Starring: Sallie Harmsen, Anneke Blok, Alexandre Willaume
Review: RJ Bland
One of the great things about horror is that it is always re-inventing itself. It rarely stands still for very long – it's possibly one of the most reactionary genres out there and that makes it difficult to predict. The idea that slashers and folk horror would be in fashion would have seemed a tall order a few years ago but here we are, with both finding their feet once again. Now whilst the modern slashers have been rather hit and miss (yes, we're looking at you Fear Street and Slumber Party Massacre) – we have had some really excellent fresh folky stuff. Robert Egger's The Witch and Ari Aster's Midsommar may steal most of the limelight but The Ritual, Men, In the Earth and Hagazussa show that they aren't outliers. Folk horror is back baby! Why? Well, perhaps the glut of global issues that weigh heavily on a lot of us every day mean that we like our horror to be a bit more pastoral or remind us of a simpler time. Or maybe we just enjoy seeing naïve people get their comeuppance in rural locations! One of the great things is the sense of place that folk horror can evoke. Alex Garland's Men may make us think twice about visiting sleepy little English villages and Nico van den Brink's new film, Moloch, may see us avoiding any trips to any Dutch peat bogs...

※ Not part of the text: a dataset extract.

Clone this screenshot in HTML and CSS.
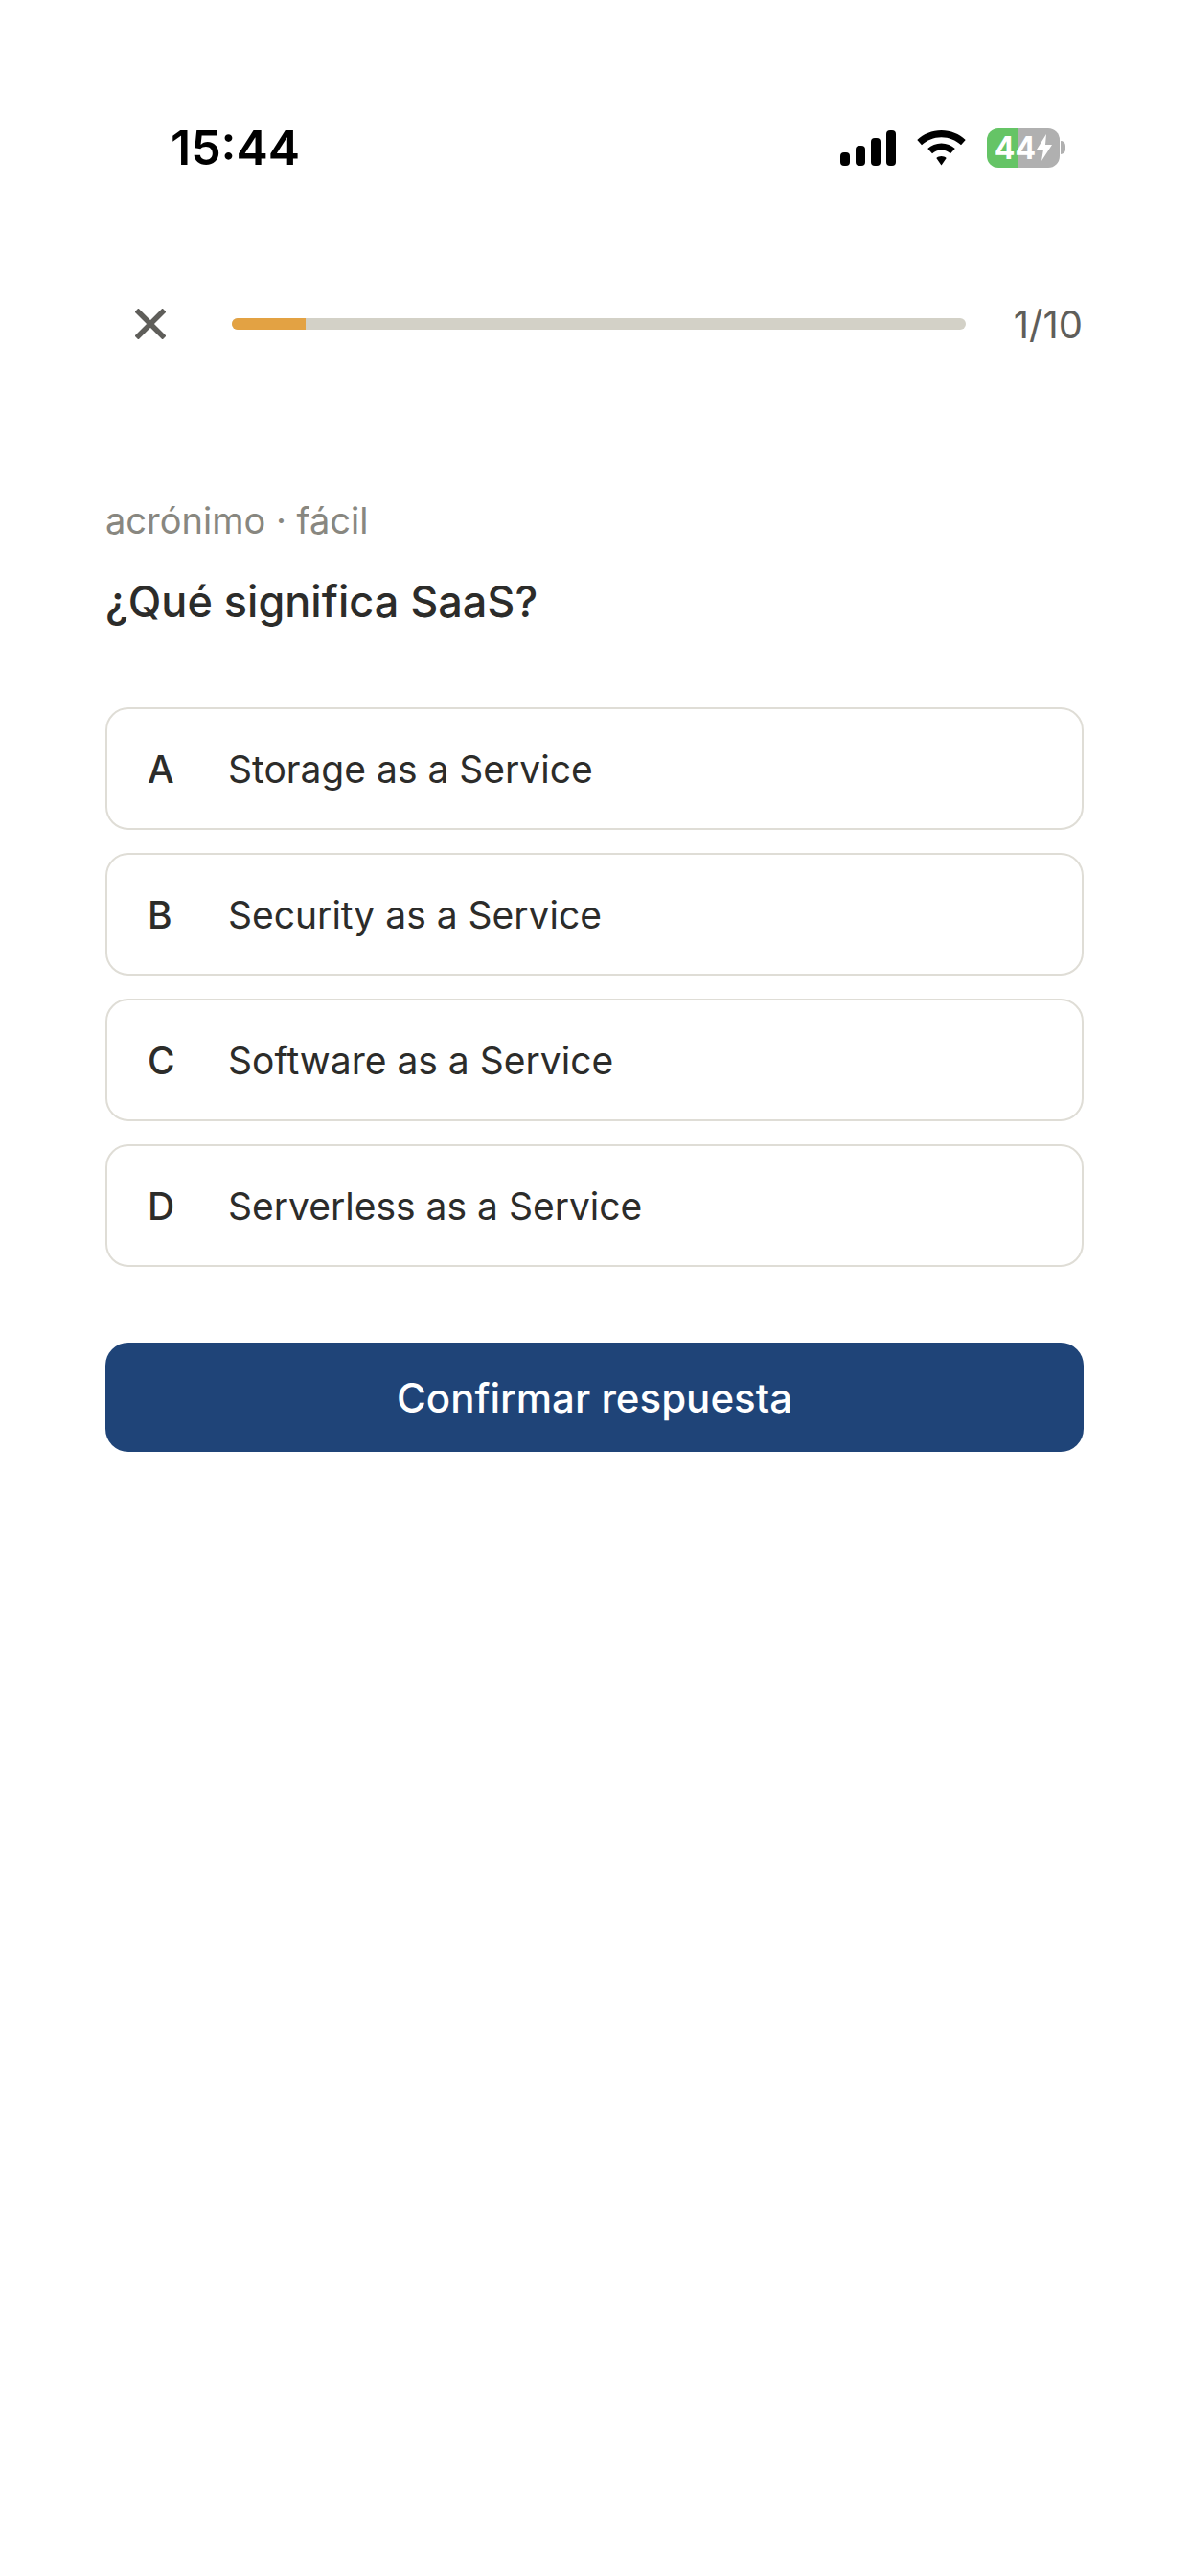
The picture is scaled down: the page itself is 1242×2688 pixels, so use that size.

Betriek is a thirty something (and recently widowed) musician who has moved back from New York to her family home in the northern Nertherlands with her daughter Hanna in tow. Her family have lived at the edge of a peat bog for generations but Betriek struggles to re-integrate herself into a community that she thought she had left behind. Although her mother's mental health seems to be flagging, it's a relatively content household. Things take a turn when the centuries old body of a woman is discovered preserved in the peat bog near her home and Betriek befriends Jonas, the guy heading up the archeological dig. However, the excavation coincides with a series of unsettling events that pose a potential threat to Betriek's family. We soon realise that a childhood trauma may be directly linked to what is currently unfolding...
Like all good folk horror, Moloch really excels at creating a sense of time and place. The fog-drenched backdrop, the quirky locals and a gloomy aesthetic all contribute to an atmosphere of foreboding and quiet dread. A lot of the threat is implied and we are operating in a world where beneath a rather quaint European small town exterior, lie some dark and disturbing secrets. As the mystery begins to unravel, Moloch gently leans into its more supernatural elements and fortunately, these are largely realised in subtle yet suitably disturbing ways. Van den Brink shows us enough, but no so much that it strays into fantasy and feels silly (cough* Mama). For a low-budget film, the effects aren't too shabby either. In fact, a couple of times they are borderline terrifying. Underpinning all this we have a genuinely creepy mythology that cleverly mirrors real life discoveries of bog mummies found in Northern Europe. Like The Autopsy of Jane Doe, there's a real sense of unease to feast on with just the mere presence of a creepy looking cadaver enough to send shivers down the spine. Saying that, Moloch isn't all about build up and there's a smattering of something a bit more ferocious every now and then.
For some the pacing may feel a little ponderous but the family drama elements are intriguing enough to keep us invested on the whole. At the heart of it all is Sallie Harmsen (Blade Runner 2049) who is excellent as Betriek, a complex character who does her best to navigate motherhood, past trauma, a new relationship and a rather insidious and largely opaque threat. Some scripts would really double down on the mother-daughter relationship but the script (by Daan Bakker and Director Nico van den Brink) allows Betriek the freedom to not be defined by this bond. The result is a relatively trope free story. A solid supporting cast elevate this low-budget effort too – with the experienced Alexandre Willaume offering a nice contrast as the coldly logical love interest.
There are a few twists and turns in the final act and these help propel Moloch towards a somewhat stirring conclusion. Like all good creeping folk horrors, this is one that slowly works its way under your skin and refuses to budge easily. If chilly Euro horrors are your thing, Moloch won't disappoint.